Ese es el segundo punto. Javier Pinzón remite un artículo de Francisco Cajiao publicado, ¡qué casualidad!, en El Tiempo. Nunca antes habíamos visto un formidable despliegue publicitario como el de ahora en relación con los problemas de la Universidad Nacional. Cada rato encontramos esta clase de escritos que reiteran la benevolencia de las directivas de la Universidad, que han escuchado pacientemente a la comunidad, explicándole hasta el cansancio las bondades de unas medidas; el otro día vimos en El Tiempo un ofensivo anuncio de página entera (¿cuándo han visto ustedes un anuncio publicitario de la Universidad, y de esa magnitud?), los correos electrónicos oficiales de la Universidad reciben todo el tiempo correos de grupos de estudiantes y de profesores que exhortan a la defensa del derecho a estudiar y a trabajar y rechazan las solicitudes de derogatoria de la reforma –en tanto los documentos de los representantes profesorales deben circular por cadena de direcciones… eso sin hablar de los comunicados oficiales. Y hay un factor común en ellos: la negativa a aceptar que exista una oposición pensante, organizada y con argumentos. Un solo ejemplo:
“La universidad dispone de mecanismos de participación amplios y suficientes y allí deben jugar el conocimiento y la democracia. Esto implica que no todos quedarán contentos con los resultados de los procesos, pero no justifica de ninguna manera que quienes pierden se sientan con derecho a paralizar la universidad. No tienen derecho legal, pero, sobre todo, no lo tienen en el ámbito de una ética del bien público.
Algunos de los opositores han dicho ante los medios flagrantes mentiras con más demagogia que argumentos, en tanto que el rector de la universidad se ha esforzado por invitar al diálogo y a la discusión serena. Incluso, ha pospuesto decisiones ya tomadas para no obstaculizar las conversaciones.”
Ya lo sabíamos: las directivas sí han consultado, la oposición no tiene argumentos, solamente intereses particulares. Se nos ha dicho de todo: profesores perezosos que no queremos trabajar, moncayistas nostálgicos opositores per se, que no sabemos leer, que atacamos sin documentarnos, que nos oponemos al bien común, y muchas otras cosas. Sin embargo, algunos de nosotros insistimos en que las décadas de ejercicio docente y algunos estudios que hemos hechos nos dan el respaldo suficiente para discutir los modelos educativos o –como es el caso presente- la ausencia de un modelo pedagógico en esta reforma y que a pesar de toda la información recibida seguimos pensando que la reforma tiene problemas graves y que las cosas no son tan sencillas.
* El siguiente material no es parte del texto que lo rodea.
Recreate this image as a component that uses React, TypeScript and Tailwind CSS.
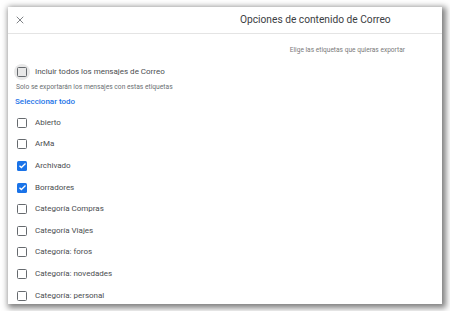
import { X } from "lucide-react";

const labels = [
  { name: "Abierto", checked: false },
  { name: "ArMa", checked: false },
  { name: "Archivado", checked: true },
  { name: "Borradores", checked: true },
  { name: "Categoría Compras", checked: false },
  { name: "Categoría Viajes", checked: false },
  { name: "Categoría: foros", checked: false },
  { name: "Categoría: novedades", checked: false },
  { name: "Categoría: personal", checked: false },
];

function Checkbox({ checked }: { checked: boolean }) {
  if (checked) {
    return (
      <div className="flex h-[10px] w-[10px] shrink-0 items-center justify-center rounded-[1.5px] bg-[#1a73e8]">
        <svg viewBox="0 0 24 24" className="h-[9px] w-[9px]" fill="none" stroke="white" strokeWidth="3.5">
          <path d="M4 12.5l5 5L20 6.5" />
        </svg>
      </div>
    );
  }
  return <div className="h-[10px] w-[10px] shrink-0 rounded-[1.5px] border-[1.5px] border-[#666a6e]" />;
}

export default function App() {
  return (
    <div
      className="h-[311px] w-[450px] overflow-hidden bg-white pl-[8px] pt-[7px]"
      style={{ fontFamily: "Roboto, 'Liberation Sans', sans-serif" }}
    >
      <div className="h-[297px] w-[434px] overflow-hidden bg-white shadow-[2px_2px_6px_2px_rgba(0,0,0,0.5)]">
        {/* Header */}
        <div className="flex h-[27px] items-center border-b border-[#e4e4e4]">
          <X className="ml-[6px] text-[#5f6368]" size={12} strokeWidth={1.6} />
          <span className="ml-[214px] text-[10.2px] text-[#3c4043]">Opciones de contenido de Correo</span>
        </div>

        {/* Body */}
        <div className="pl-[8px]">
          <div className="mt-[12px] flex h-[10px] items-center justify-end pr-[37px] text-[6.6px] text-[#7a7a7a]">
            Elige las etiquetas que quieras exportar
          </div>

          <div className="mt-[8px] flex h-[16px] items-center">
            <div className="-ml-[2px] flex h-[16px] w-[16px] items-center justify-center rounded-full bg-[#e8e8e8]">
              <Checkbox checked={false} />
            </div>
            <span className="ml-[5px] text-[8px] text-[#4a4d50]">Incluir todos los mensajes de Correo</span>
          </div>

          <div className="mt-[3px] flex h-[8px] items-center text-[6.7px] text-[#6b6f73]">
            Solo se exportarán los mensajes con estas etiquetas
          </div>

          <div className="-ml-[1px] mt-[6px] flex h-[10px] items-center text-[8px] font-medium text-[#1a73e8]">
            Seleccionar todo
          </div>

          <div className="mt-[5px] flex flex-col">
            {labels.map((l) => (
              <div key={l.name} className="flex h-[21.6px] items-center">
                <div className="ml-[1px] flex">
                  <Checkbox checked={l.checked} />
                </div>
                <span className="ml-[8px] text-[8px] text-[#4a4d50]">{l.name}</span>
              </div>
            ))}
          </div>
        </div>
      </div>
    </div>
  );
}
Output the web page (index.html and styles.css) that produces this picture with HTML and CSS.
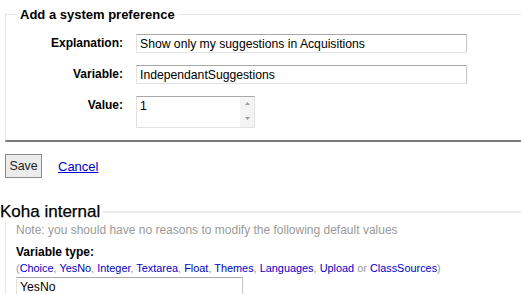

Aunque ya alguien lo señaló, insisto en invitar a consultar esta página: http://www.upinion.org/, uno de los lugares que recoge seriamente los aparentemente inexistentes argumentos de gran parte de la comunidad.
Claro, y aquí termino, no debemos olvidar que Francisco Cajiao –vinculado a la Secretaría de Educación del Distrito- representa con mucha coherencia un pensamiento que ya definió los rumbos de la educación básica, así como José Luís Villaveces, -exsecretario de educación del distrito, quien también publicó en el Tiempo un artículo que se publicó en esfera pública con argumentos muy parecidos a los de Cajiao-, y que ese pensamiento debe ser visto con mucho respeto. Pero también habría que preguntarle a los profesores de básica y media qué piensan de políticas como la ampliación de cobertura a cualquier costo, la promoción automática o la desaparición de la educación artística, definida cuando nuestra actual ministra de educación fue Secretaria de Educación del Distrito.